On 04/24/2017 02:53 AM, Simon Marchi wrote:
> On 2017-04-23 21:12, Simon Marchi wrote:
>> On 2017-04-12 22:27, Pedro Alves wrote:
>>> This patch catches invalid initialization of non-POD types with
>>> memset, at compile time.
>>
>> Would it be possible to do something similar but to catch uses of
>> XNEW/XCNEW with types that need new?  XNEW is defined as:
>>
>> #define XNEW(T) ((T *) xmalloc (sizeof (T)))
>>
>> I just tried this, and it seems to work well:
>>
>> #define assert_pod(T) static_assert(std::is_pod<T>::value)
>>
>> #undef XNEW
>> #define XNEW(T) ({ assert_pod(T); (T *) xmalloc (sizeof (T)); })
>> #undef XCNEW
>> #define XCNEW(T)  ({ assert_pod(T); (T *) xcalloc (1, sizeof (T)); })
>>
>> assuming the compiler knows about statement expressions.
> 
> Actually, it should probably use std::is_trivially_constructible.  
> And I
> suppose we could do the same with xfree, delete it when
> !std::is_trivially_destructible.


I think you wanted std::is_trivially_default_constructible
for XNEW.  I think that we want _both_ conditions (*constructible
and *destructible) on both XNEW and xfree.  For example, it'll be
good to catch the mismatching new/delete that could sneak in otherwise:

 // type with trivial constructor
 struct A
 {
   // A() = default;
   ~A() { /* do something with side effects */ } // not trivial
 };
  
 // type with trivial destructor
 struct B
 {
   B() { /* do something with side effects */ } // not trivial
   //~B() = default;
 };
 
 void foo ()
 {
   A *a = XNEW (struct A);
   delete a;
   B *b = new B;
   xfree (b);
 }

Calling delete on a pointer not allocated with new is undefined behavior.
These mismatches are also flagged by -fsanitize=address, but
making them compile-time errors would be even better.
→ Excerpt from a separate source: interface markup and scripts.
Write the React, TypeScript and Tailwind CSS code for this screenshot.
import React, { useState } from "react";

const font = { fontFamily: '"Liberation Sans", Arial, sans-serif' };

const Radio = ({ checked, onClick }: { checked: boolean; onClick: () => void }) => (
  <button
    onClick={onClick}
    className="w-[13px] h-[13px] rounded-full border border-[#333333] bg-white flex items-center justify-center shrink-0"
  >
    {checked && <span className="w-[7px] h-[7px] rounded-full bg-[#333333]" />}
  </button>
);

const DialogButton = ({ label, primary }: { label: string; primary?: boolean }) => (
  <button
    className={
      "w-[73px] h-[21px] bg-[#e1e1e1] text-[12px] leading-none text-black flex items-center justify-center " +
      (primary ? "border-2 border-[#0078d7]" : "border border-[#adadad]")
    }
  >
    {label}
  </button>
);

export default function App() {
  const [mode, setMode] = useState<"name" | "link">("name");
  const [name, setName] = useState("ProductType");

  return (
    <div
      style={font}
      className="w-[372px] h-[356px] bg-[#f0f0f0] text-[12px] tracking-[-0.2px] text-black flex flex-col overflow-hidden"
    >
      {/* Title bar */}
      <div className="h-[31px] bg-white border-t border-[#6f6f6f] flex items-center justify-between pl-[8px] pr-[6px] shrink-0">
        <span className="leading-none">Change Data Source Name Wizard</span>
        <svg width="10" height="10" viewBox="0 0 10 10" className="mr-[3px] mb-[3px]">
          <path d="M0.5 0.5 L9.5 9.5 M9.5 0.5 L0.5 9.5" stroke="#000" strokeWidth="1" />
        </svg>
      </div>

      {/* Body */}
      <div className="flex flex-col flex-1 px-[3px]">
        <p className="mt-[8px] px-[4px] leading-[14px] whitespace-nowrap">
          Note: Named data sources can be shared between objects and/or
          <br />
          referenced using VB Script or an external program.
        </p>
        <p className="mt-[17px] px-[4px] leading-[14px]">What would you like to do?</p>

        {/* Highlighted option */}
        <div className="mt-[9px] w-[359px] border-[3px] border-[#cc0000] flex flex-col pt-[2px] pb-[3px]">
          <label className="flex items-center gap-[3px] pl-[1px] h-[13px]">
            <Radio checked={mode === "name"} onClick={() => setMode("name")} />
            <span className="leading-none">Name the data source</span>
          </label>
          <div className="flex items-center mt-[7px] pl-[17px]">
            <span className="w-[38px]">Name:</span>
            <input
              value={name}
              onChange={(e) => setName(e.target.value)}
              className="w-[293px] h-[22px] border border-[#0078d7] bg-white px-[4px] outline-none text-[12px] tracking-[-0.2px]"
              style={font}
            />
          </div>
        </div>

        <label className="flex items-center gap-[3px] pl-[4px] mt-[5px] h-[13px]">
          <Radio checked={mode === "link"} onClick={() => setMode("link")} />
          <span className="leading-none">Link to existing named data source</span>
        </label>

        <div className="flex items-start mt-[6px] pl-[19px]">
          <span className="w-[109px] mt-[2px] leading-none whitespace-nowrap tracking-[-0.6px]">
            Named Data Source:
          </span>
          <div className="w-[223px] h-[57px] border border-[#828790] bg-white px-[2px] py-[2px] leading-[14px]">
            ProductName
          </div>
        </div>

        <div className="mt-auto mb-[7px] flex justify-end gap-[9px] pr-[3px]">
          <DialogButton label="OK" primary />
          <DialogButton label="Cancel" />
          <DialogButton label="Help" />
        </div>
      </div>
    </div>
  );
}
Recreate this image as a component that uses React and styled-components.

This wouldn't catch allocating types that are both trivially
default constructible and trivially destructible, and which _also_
have non-default ctors, like this, for example:

 struct C
 {
   C() = default;
   explicit C(int) { /* some side effects */ }
 };

 static_assert (std::is_trivially_default_constructible<C>::value, "");
 static_assert (std::is_trivially_destructible<C>::value, "");

 C *b = new C(1);
 xfree (b); // whoops, technically undefined.  -fsanitify=address likely complains.

but std::is_pod wouldn't either.

If we make a type non-standard-layout, then it no longer is POD:

 struct D
 {
  // Mix of public/private fields => not POD
 public:
   int a;
 private:
   int b;
 };

This (D) case is likely to not really be problematic in practice WRT
to allocation/deallocation with malloc/free, but it still feels
like a code smell to me.  I'd be willing to try forcing use
of new/delete for these types too.  This would suggest using the
bigger std::is_pod hammer in XNEW/xfree instead of just
std::is_trivially_*ctible.  But I'd understand if others disagree.